• [DATA EXCERPT]:
-=-=-

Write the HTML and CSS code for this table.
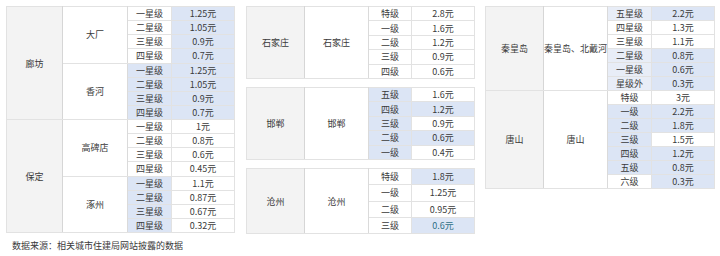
FILE: index.html
```html
<!DOCTYPE html>
<html lang="zh-CN">
<head>
<meta charset="utf-8">
<title>停车收费标准</title>
<link rel="stylesheet" href="styles.css">
</head>
<body>
<div class="wrap">
  <div class="col">
    <table class="t t-left">
      <colgroup><col class="c1"><col class="c2"><col class="c3"><col class="c4"></colgroup>
      <tr><td class="prov" rowspan="8">廊坊</td><td class="city" rowspan="4">大厂</td><td>一星级</td><td class="b">1.25元</td></tr>
      <tr><td>二星级</td><td class="b">1.05元</td></tr>
      <tr><td>三星级</td><td class="b">0.9元</td></tr>
      <tr><td>四星级</td><td class="b">0.7元</td></tr>
      <tr><td class="city" rowspan="4">香河</td><td class="b">一星级</td><td class="b">1.25元</td></tr>
      <tr><td class="b">二星级</td><td class="b">1.05元</td></tr>
      <tr><td class="b">三星级</td><td class="b">0.9元</td></tr>
      <tr><td class="b">四星级</td><td class="b">0.7元</td></tr>
      <tr><td class="prov" rowspan="8">保定</td><td class="city" rowspan="4">高碑店</td><td>一星级</td><td>1元</td></tr>
      <tr><td>二星级</td><td>0.8元</td></tr>
      <tr><td>三星级</td><td>0.6元</td></tr>
      <tr><td>四星级</td><td>0.45元</td></tr>
      <tr><td class="city" rowspan="4">涿州</td><td class="b">一星级</td><td>1.1元</td></tr>
      <tr><td class="b">二星级</td><td>0.87元</td></tr>
      <tr><td class="b">三星级</td><td>0.67元</td></tr>
      <tr><td class="b">四星级</td><td>0.32元</td></tr>
    </table>
  </div>
  <div class="col mid">
    <table class="t t-sjz">
      <colgroup><col class="c1"><col class="c2"><col class="c3"><col class="c4"></colgroup>
      <tr><td class="prov" rowspan="5">石家庄</td><td class="city" rowspan="5">石家庄</td><td>特级</td><td>2.8元</td></tr>
      <tr><td>一级</td><td>1.6元</td></tr>
      <tr><td>二级</td><td>1.2元</td></tr>
      <tr><td>三级</td><td>0.9元</td></tr>
      <tr><td>四级</td><td>0.6元</td></tr>
    </table>
    <table class="t t-hd">
      <colgroup><col class="c1"><col class="c2"><col class="c3"><col class="c4"></colgroup>
      <tr><td class="prov" rowspan="5">邯郸</td><td class="city" rowspan="5">邯郸</td><td class="b">五级</td><td>1.6元</td></tr>
      <tr><td class="b">四级</td><td class="b">1.2元</td></tr>
      <tr><td class="b">三级</td><td>0.9元</td></tr>
      <tr><td class="b">二级</td><td class="b">0.6元</td></tr>
      <tr><td class="b">一级</td><td>0.4元</td></tr>
    </table>
    <table class="t t-cz">
      <colgroup><col class="c1"><col class="c2"><col class="c3"><col class="c4"></colgroup>
      <tr><td class="prov" rowspan="4">沧州</td><td class="city" rowspan="4">沧州</td><td>特级</td><td class="b">1.8元</td></tr>
      <tr><td>一级</td><td>1.25元</td></tr>
      <tr><td>二级</td><td>0.95元</td></tr>
      <tr><td>三级</td><td class="b teal">0.6元</td></tr>
    </table>
  </div>
  <div class="col">
    <table class="t t-right">
      <colgroup><col class="c1"><col class="c2"><col class="c3"><col class="c4"></colgroup>
      <tr><td class="prov" rowspan="6">秦皇岛</td><td class="city" rowspan="6">秦皇岛、北戴河</td><td class="lb">五星级</td><td class="b">2.2元</td></tr>
      <tr><td>四星级</td><td>1.3元</td></tr>
      <tr><td>三星级</td><td>1.1元</td></tr>
      <tr><td class="lb">二星级</td><td class="b">0.8元</td></tr>
      <tr><td class="lb">一星级</td><td class="b">0.6元</td></tr>
      <tr><td class="lb">星级外</td><td class="b">0.3元</td></tr>
      <tr><td class="prov" rowspan="7">唐山</td><td class="city" rowspan="7">唐山</td><td>特级</td><td>3元</td></tr>
      <tr><td class="b">一级</td><td class="b">2.2元</td></tr>
      <tr><td class="b">二级</td><td class="b">1.8元</td></tr>
      <tr><td class="b">三级</td><td>1.5元</td></tr>
      <tr><td class="b">四级</td><td class="b">1.2元</td></tr>
      <tr><td class="b">五级</td><td class="b">0.8元</td></tr>
      <tr><td>六级</td><td class="b">0.3元</td></tr>
    </table>
  </div>
</div>
<p class="source">数据来源：相关城市住建局网站披露的数据</p>
</body>
</html>
```

FILE: styles.css
```css
html, body {
  margin: 0;
  padding: 0;
  background: #ffffff;
}
body {
  padding: 6px 0 0 6px;
  font-family: "Noto Sans CJK SC", "Noto Sans", sans-serif;
  color: #3a3a3a;
}
.wrap {
  display: flex;
  align-items: flex-start;
  gap: 10px;
}
.col {
  display: flex;
  flex-direction: column;
}
.mid {
  gap: 8px;
  margin-left: 1px;
}
.t {
  border-collapse: collapse;
  table-layout: fixed;
  font-size: 9px;
  line-height: 1;
  border: 1px solid #dcdcdc;
}
.t td {
  border: 1px solid #e2e2e2;
  text-align: center;
  vertical-align: middle;
  padding: 0;
  background: #ffffff;
  overflow: hidden;
  white-space: nowrap;
}
.t td.prov {
  background: #f3f3f3;
  border-right: 1px solid #d6d6d6;
}
.t td.city {
  border-right: 1px solid #dadada;
}
.t td.b {
  background: #dce5f5;
}
.t td.lb {
  background: #e8edf7;
}
.t td.teal {
  color: #2f6f86;
}
.t-left { width: 228px; height: 227px; }
.t-left .c1 { width: 56px; }
.t-left .c2 { width: 65px; }
.t-left .c3 { width: 44px; }
.t-left .c4 { width: 63px; }

.t-sjz, .t-hd, .t-cz { width: 228px; }
.t-sjz { height: 73px; }
.t-hd { height: 73px; }
.t-cz { height: 66px; }
.mid .c1 { width: 58px; }
.mid .c2 { width: 64px; }
.mid .c3 { width: 43px; }
.mid .c4 { width: 63px; }

.t-right { width: 229px; height: 183px; }
.t-right .c1 { width: 58px; }
.t-right .c2 { width: 64px; }
.t-right .c3 { width: 44px; }
.t-right .c4 { width: 63px; }

.source {
  margin: 6px 0 0 6px;
  font-size: 9px;
  line-height: 12px;
  color: #3a3a3a;
}
```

-=-=-

• [SHORT TASK]: Quote everything in the listing above exactly; pictures are the only thing to omit.

• [FINISHED EXERCISE]:
Write the HTML and CSS code for this table.
FILE: index.html
```html
<!DOCTYPE html>
<html lang="zh-CN">
<head>
<meta charset="utf-8">
<title>停车收费标准</title>
<link rel="stylesheet" href="styles.css">
</head>
<body>
<div class="wrap">
  <div class="col">
    <table class="t t-left">
      <colgroup><col class="c1"><col class="c2"><col class="c3"><col class="c4"></colgroup>
      <tr><td class="prov" rowspan="8">廊坊</td><td class="city" rowspan="4">大厂</td><td>一星级</td><td class="b">1.25元</td></tr>
      <tr><td>二星级</td><td class="b">1.05元</td></tr>
      <tr><td>三星级</td><td class="b">0.9元</td></tr>
      <tr><td>四星级</td><td class="b">0.7元</td></tr>
      <tr><td class="city" rowspan="4">香河</td><td class="b">一星级</td><td class="b">1.25元</td></tr>
      <tr><td class="b">二星级</td><td class="b">1.05元</td></tr>
      <tr><td class="b">三星级</td><td class="b">0.9元</td></tr>
      <tr><td class="b">四星级</td><td class="b">0.7元</td></tr>
      <tr><td class="prov" rowspan="8">保定</td><td class="city" rowspan="4">高碑店</td><td>一星级</td><td>1元</td></tr>
      <tr><td>二星级</td><td>0.8元</td></tr>
      <tr><td>三星级</td><td>0.6元</td></tr>
      <tr><td>四星级</td><td>0.45元</td></tr>
      <tr><td class="city" rowspan="4">涿州</td><td class="b">一星级</td><td>1.1元</td></tr>
      <tr><td class="b">二星级</td><td>0.87元</td></tr>
      <tr><td class="b">三星级</td><td>0.67元</td></tr>
      <tr><td class="b">四星级</td><td>0.32元</td></tr>
    </table>
  </div>
  <div class="col mid">
    <table class="t t-sjz">
      <colgroup><col class="c1"><col class="c2"><col class="c3"><col class="c4"></colgroup>
      <tr><td class="prov" rowspan="5">石家庄</td><td class="city" rowspan="5">石家庄</td><td>特级</td><td>2.8元</td></tr>
      <tr><td>一级</td><td>1.6元</td></tr>
      <tr><td>二级</td><td>1.2元</td></tr>
      <tr><td>三级</td><td>0.9元</td></tr>
      <tr><td>四级</td><td>0.6元</td></tr>
    </table>
    <table class="t t-hd">
      <colgroup><col class="c1"><col class="c2"><col class="c3"><col class="c4"></colgroup>
      <tr><td class="prov" rowspan="5">邯郸</td><td class="city" rowspan="5">邯郸</td><td class="b">五级</td><td>1.6元</td></tr>
      <tr><td class="b">四级</td><td class="b">1.2元</td></tr>
      <tr><td class="b">三级</td><td>0.9元</td></tr>
      <tr><td class="b">二级</td><td class="b">0.6元</td></tr>
      <tr><td class="b">一级</td><td>0.4元</td></tr>
    </table>
    <table class="t t-cz">
      <colgroup><col class="c1"><col class="c2"><col class="c3"><col class="c4"></colgroup>
      <tr><td class="prov" rowspan="4">沧州</td><td class="city" rowspan="4">沧州</td><td>特级</td><td class="b">1.8元</td></tr>
      <tr><td>一级</td><td>1.25元</td></tr>
      <tr><td>二级</td><td>0.95元</td></tr>
      <tr><td>三级</td><td class="b teal">0.6元</td></tr>
    </table>
  </div>
  <div class="col">
    <table class="t t-right">
      <colgroup><col class="c1"><col class="c2"><col class="c3"><col class="c4"></colgroup>
      <tr><td class="prov" rowspan="6">秦皇岛</td><td class="city" rowspan="6">秦皇岛、北戴河</td><td class="lb">五星级</td><td class="b">2.2元</td></tr>
      <tr><td>四星级</td><td>1.3元</td></tr>
      <tr><td>三星级</td><td>1.1元</td></tr>
      <tr><td class="lb">二星级</td><td class="b">0.8元</td></tr>
      <tr><td class="lb">一星级</td><td class="b">0.6元</td></tr>
      <tr><td class="lb">星级外</td><td class="b">0.3元</td></tr>
      <tr><td class="prov" rowspan="7">唐山</td><td class="city" rowspan="7">唐山</td><td>特级</td><td>3元</td></tr>
      <tr><td class="b">一级</td><td class="b">2.2元</td></tr>
      <tr><td class="b">二级</td><td class="b">1.8元</td></tr>
      <tr><td class="b">三级</td><td>1.5元</td></tr>
      <tr><td class="b">四级</td><td class="b">1.2元</td></tr>
      <tr><td class="b">五级</td><td class="b">0.8元</td></tr>
      <tr><td>六级</td><td class="b">0.3元</td></tr>
    </table>
  </div>
</div>
<p class="source">数据来源：相关城市住建局网站披露的数据</p>
</body>
</html>
```

FILE: styles.css
```css
html, body {
  margin: 0;
  padding: 0;
  background: #ffffff;
}
body {
  padding: 6px 0 0 6px;
  font-family: "Noto Sans CJK SC", "Noto Sans", sans-serif;
  color: #3a3a3a;
}
.wrap {
  display: flex;
  align-items: flex-start;
  gap: 10px;
}
.col {
  display: flex;
  flex-direction: column;
}
.mid {
  gap: 8px;
  margin-left: 1px;
}
.t {
  border-collapse: collapse;
  table-layout: fixed;
  font-size: 9px;
  line-height: 1;
  border: 1px solid #dcdcdc;
}
.t td {
  border: 1px solid #e2e2e2;
  text-align: center;
  vertical-align: middle;
  padding: 0;
  background: #ffffff;
  overflow: hidden;
  white-space: nowrap;
}
.t td.prov {
  background: #f3f3f3;
  border-right: 1px solid #d6d6d6;
}
.t td.city {
  border-right: 1px solid #dadada;
}
.t td.b {
  background: #dce5f5;
}
.t td.lb {
  background: #e8edf7;
}
.t td.teal {
  color: #2f6f86;
}
.t-left { width: 228px; height: 227px; }
.t-left .c1 { width: 56px; }
.t-left .c2 { width: 65px; }
.t-left .c3 { width: 44px; }
.t-left .c4 { width: 63px; }

.t-sjz, .t-hd, .t-cz { width: 228px; }
.t-sjz { height: 73px; }
.t-hd { height: 73px; }
.t-cz { height: 66px; }
.mid .c1 { width: 58px; }
.mid .c2 { width: 64px; }
.mid .c3 { width: 43px; }
.mid .c4 { width: 63px; }

.t-right { width: 229px; height: 183px; }
.t-right .c1 { width: 58px; }
.t-right .c2 { width: 64px; }
.t-right .c3 { width: 44px; }
.t-right .c4 { width: 63px; }

.source {
  margin: 6px 0 0 6px;
  font-size: 9px;
  line-height: 12px;
  color: #3a3a3a;
}
```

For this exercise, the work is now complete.